When the estates seized power from the king after the Great Northern War, the
Geatic view of history was no longer desirable. A fresh interpretation of
history was called for. The theory of natural justice, put forward by Samuel
Pufendorf, had already found favour with Swedish historians at the end of the
17th century. It postulated that the monarch's power was not of divine origin,
but was in fact based on a contract between the king and the people. The
interest expressed toward this notion at the end of the 17th century was purely
theoretical, and it was only after the Great Northern War that Pufendorf's
theory gained wider social significance. It served to prove that the estates had
merely taken back the power that belonged to them after the king had misused it.
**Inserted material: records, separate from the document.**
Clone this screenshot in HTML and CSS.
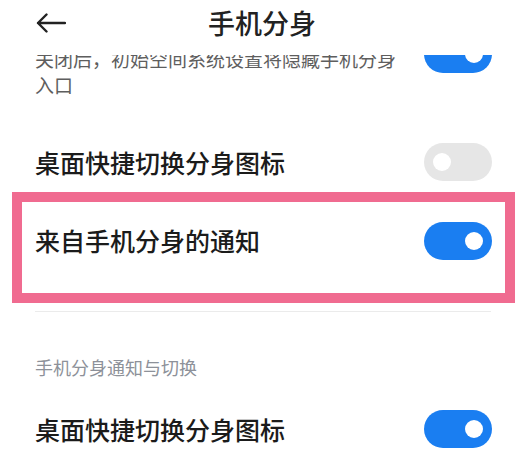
FILE: index.html
```html
<!DOCTYPE html>
<html lang="zh-CN">
<head>
<meta charset="utf-8">
<title>手机分身</title>
<link rel="stylesheet" href="styles.css">
</head>
<body>
<div class="screen">
  <header class="header">
    <div class="back">
      <svg width="30" height="20" viewBox="0 0 30 20" aria-hidden="true">
        <path d="M29 10 H2 M10.5 1.5 L2 10 L10.5 18.5" fill="none" stroke="#222" stroke-width="2.4" stroke-linecap="round" stroke-linejoin="round"/>
      </svg>
    </div>
    <h1 class="title">手机分身</h1>
    <div></div>
  </header>
  <main class="content">
    <div class="row row-first">
      <p class="desc">关闭后，初始空间系统设置将隐藏手机分身<br>入口</p>
      <span class="switch on"></span>
    </div>
    <div class="row row-second">
      <span class="label">桌面快捷切换分身图标</span>
      <span class="switch off"></span>
    </div>
    <div class="highlight">
      <div class="row row-inner">
        <span class="label">来自手机分身的通知</span>
        <span class="switch on"></span>
      </div>
    </div>
    <div class="divider"></div>
    <div class="section-title">手机分身通知与切换</div>
    <div class="row row-last">
      <span class="label">桌面快捷切换分身图标</span>
      <span class="switch on"></span>
    </div>
  </main>
</div>
</body>
</html>
```

FILE: styles.css
```css
* { box-sizing: border-box; }
html, body {
  margin: 0;
  padding: 0;
  background: #fff;
}
body {
  font-family: "Noto Sans CJK SC", "Noto Sans", sans-serif;
  color: #1b1b1b;
}
.screen {
  width: 524px;
  height: 456px;
  overflow: hidden;
  display: flex;
  flex-direction: column;
}
.header {
  height: 55px;
  flex: none;
  display: grid;
  grid-template-columns: 1fr auto 1fr;
  align-items: start;
  padding-top: 5px;
  background: #fff;
}
.back {
  height: 35px;
  display: flex;
  align-items: center;
  padding-left: 36px;
}
.back svg { display: block; }
.title {
  margin: 0;
  font-size: 27px;
  line-height: 35px;
  font-weight: 500;
  color: #222;
}
.content {
  flex: 1;
  overflow: hidden;
}
.row {
  display: flex;
  justify-content: space-between;
  padding: 0 32px 0 35px;
}
.row-first {
  margin-top: -20px;
  align-items: flex-start;
}
.desc {
  margin: 11px 0 0;
  font-size: 19px;
  line-height: 25.5px;
  color: #5e5e5e;
}
.row-second {
  align-items: center;
  padding-top: 46px;
  padding-bottom: 11px;
}
.label {
  font-size: 25px;
  line-height: 34px;
  font-weight: 500;
  color: #1b1b1b;
}
.highlight {
  margin: 0 9px 0 12px;
  border: 10px solid #f06b90;
}
.row-inner {
  align-items: center;
  padding: 20px 13px 33px 13px;
}
.row-inner .label { margin-top: -2px; }
.divider {
  margin: 8px 33px 0 35px;
  height: 1px;
  background: #ebebeb;
}
.section-title {
  margin-top: 43px;
  padding-left: 35px;
  font-size: 18px;
  line-height: 24px;
  color: #8d9199;
}
.row-last {
  margin-top: 31px;
  align-items: center;
}
.switch {
  flex: none;
  width: 68px;
  height: 38px;
  border-radius: 19px;
  display: flex;
  align-items: center;
  padding: 0 9px;
}
.switch::after {
  content: "";
  width: 18px;
  height: 18px;
  border-radius: 50%;
  background: #fff;
}
.switch.on {
  background: #1a7ef1;
  justify-content: flex-end;
}
.switch.off {
  background: #e6e6e6;
  justify-content: flex-start;
}
```
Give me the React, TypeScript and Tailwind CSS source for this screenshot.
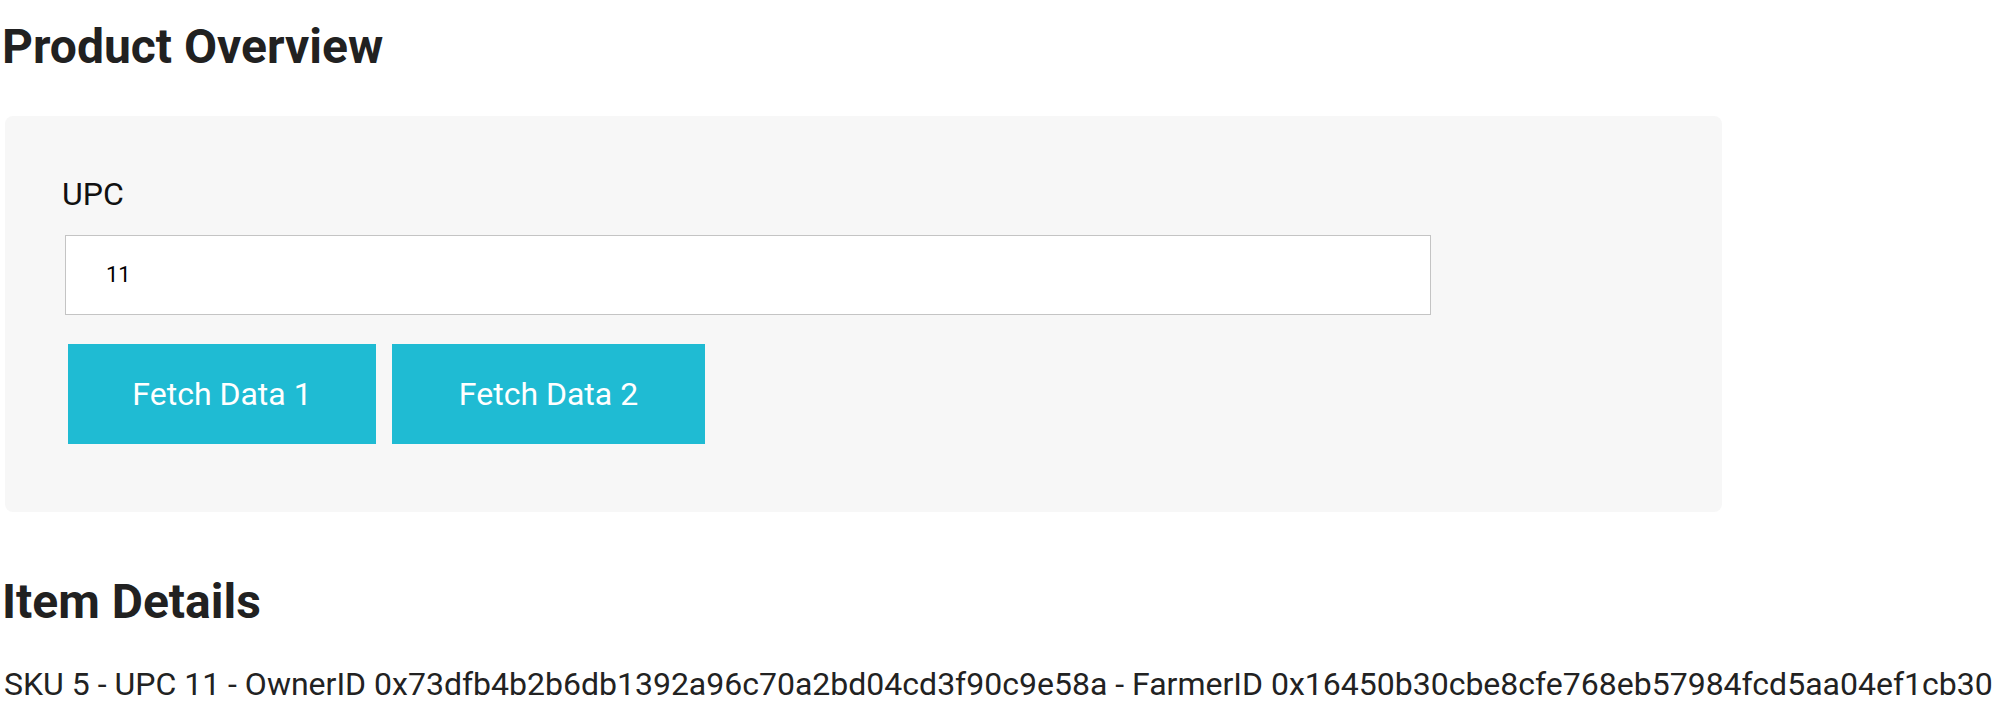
import React from 'react';

const App: React.FC = () => {
  const [upc, setUpc] = React.useState('11');

  return (
    <div className="min-h-screen bg-white font-['Roboto','Liberation_Sans',sans-serif] text-[#212121]">
      <h1 className="pl-[2px] pt-[19px] text-[48px] font-bold leading-[56px] text-[#212121]">Product Overview</h1>

      <div className="ml-[5px] mt-[41px] w-[1717px] rounded-lg bg-[#f7f7f7] pb-[68px] pl-[57px] pt-[60px]">
        <label className="block text-[32px] leading-[37.5px] text-[#111]">UPC</label>
        <input
          value={upc}
          onChange={(e) => setUpc(e.target.value)}
          className="ml-[3px] mt-[21px] block h-[80px] w-[1366px] border border-[#c4c4c4] bg-white pl-[40px] text-[22px] text-black outline-none"
        />
        <div className="ml-[6px] mt-[29px] flex gap-[16px]">
          <button className="h-[100px] w-[308px] bg-[#1fbbd3] text-[32px] text-white">Fetch Data 1</button>
          <button className="h-[100px] w-[313px] bg-[#1fbbd3] text-[32px] text-white">Fetch Data 2</button>
        </div>
      </div>

      <h2 className="mt-[62px] pl-[2px] text-[48px] font-bold leading-[56px] text-[#212121]">Item Details</h2>
      <p className="mt-[36px] whitespace-nowrap pl-[4px] text-[32px] leading-[37.5px] text-[#222]">
        SKU 5 - UPC 11 - OwnerID 0x73dfb4b2b6db1392a96c70a2bd04cd3f90c9e58a - FarmerID 0x16450b30cbe8cfe768eb57984fcd5aa04ef1cb30
      </p>
    </div>
  );
};

export default App;
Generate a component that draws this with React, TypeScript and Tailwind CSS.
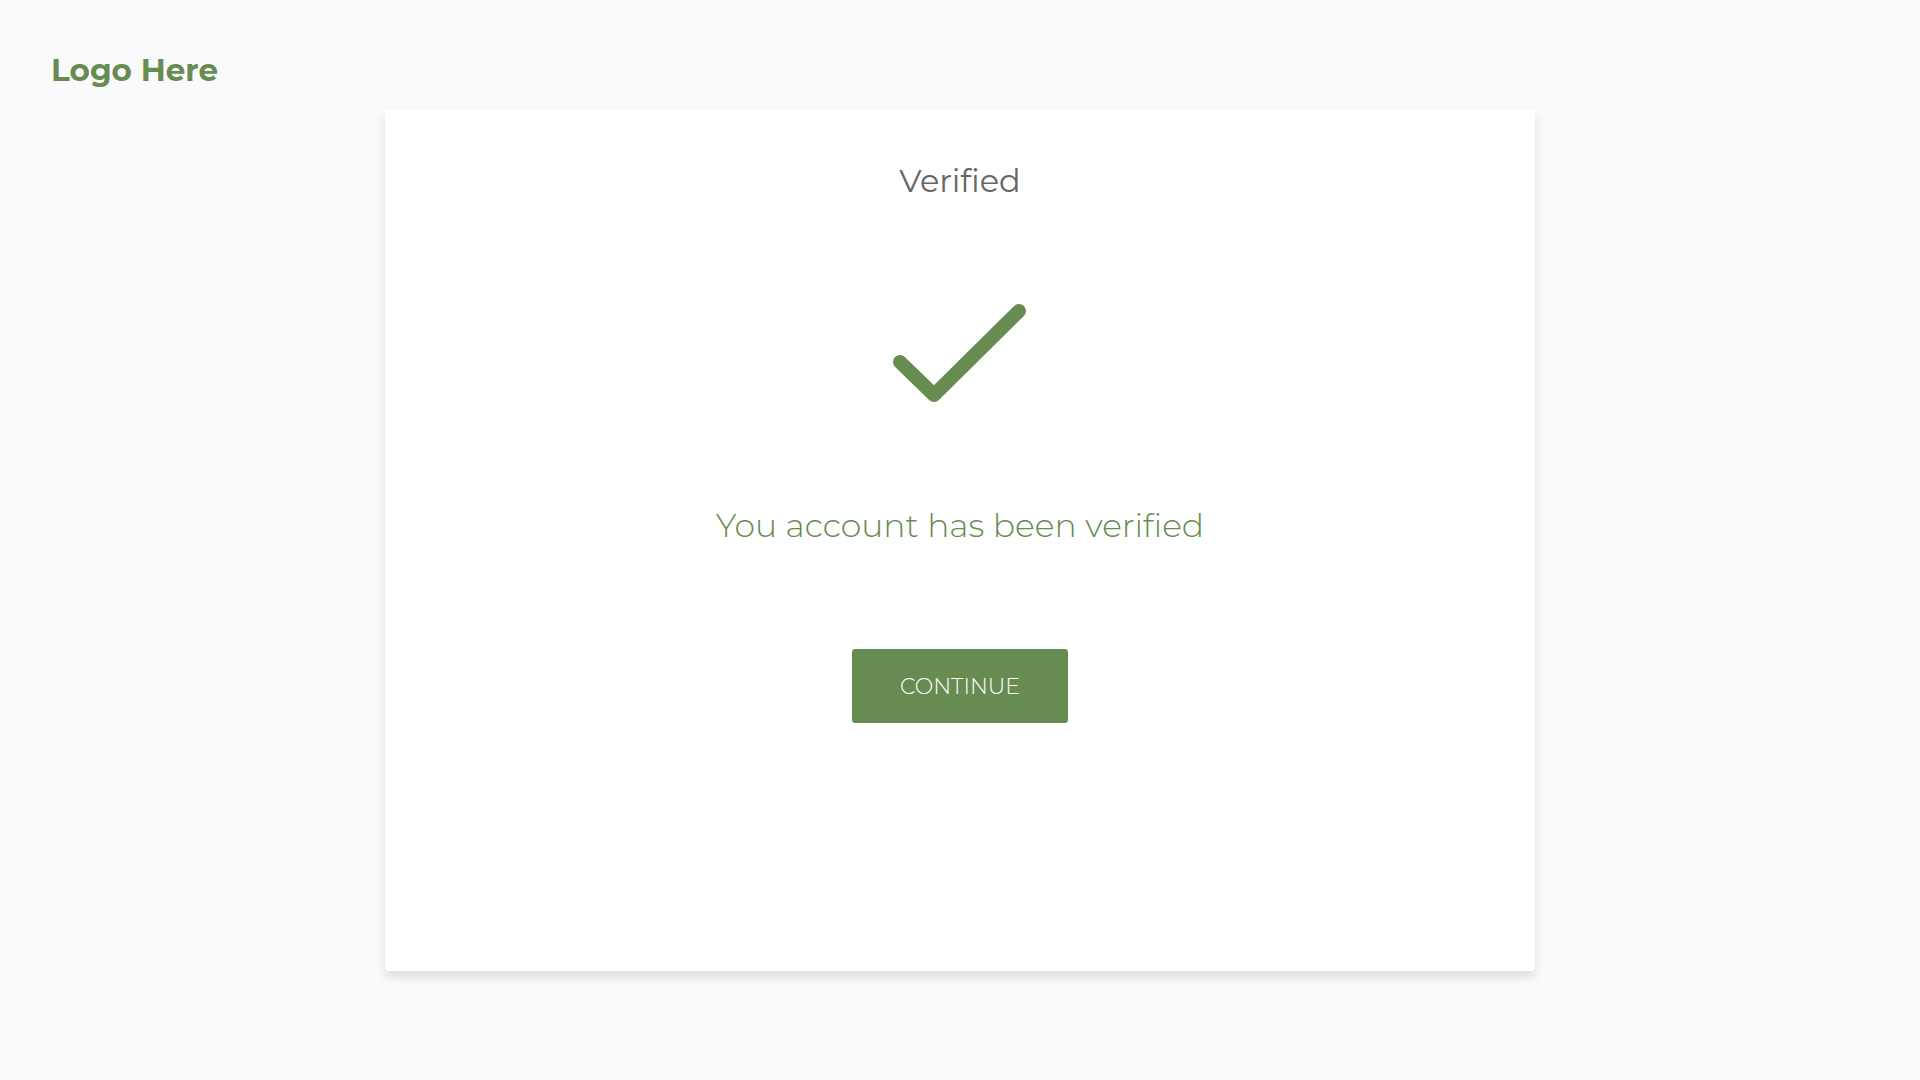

Algot Scarin and Jacob Wilde were particularly eager to apply Pufendorf's
theory to history writing. They showed that, with a couple of exceptions, the
power of the king in Sweden had always been restricted and that real power
belonged to the people in the final analysis. They also stated that the people
had at times taken the power from the monarch when he had turned it against the
nation. Historical examples could thereby be used with reference to contemporary
events. Thus history writing became a vehicle for serving the interests of the
estates in power.
The shift of paradigm in Swedish history writing at
the beginning of the 18th century was extensive, but not total. New methods and
sources of information modified the picture of history, but the old notion of
the ancient glory of Sweden was not completely discarded. History writing
adapted to changing social conditions and adopted critical methods in so far as
it was possible in order to create the preferred picture of Swedish history.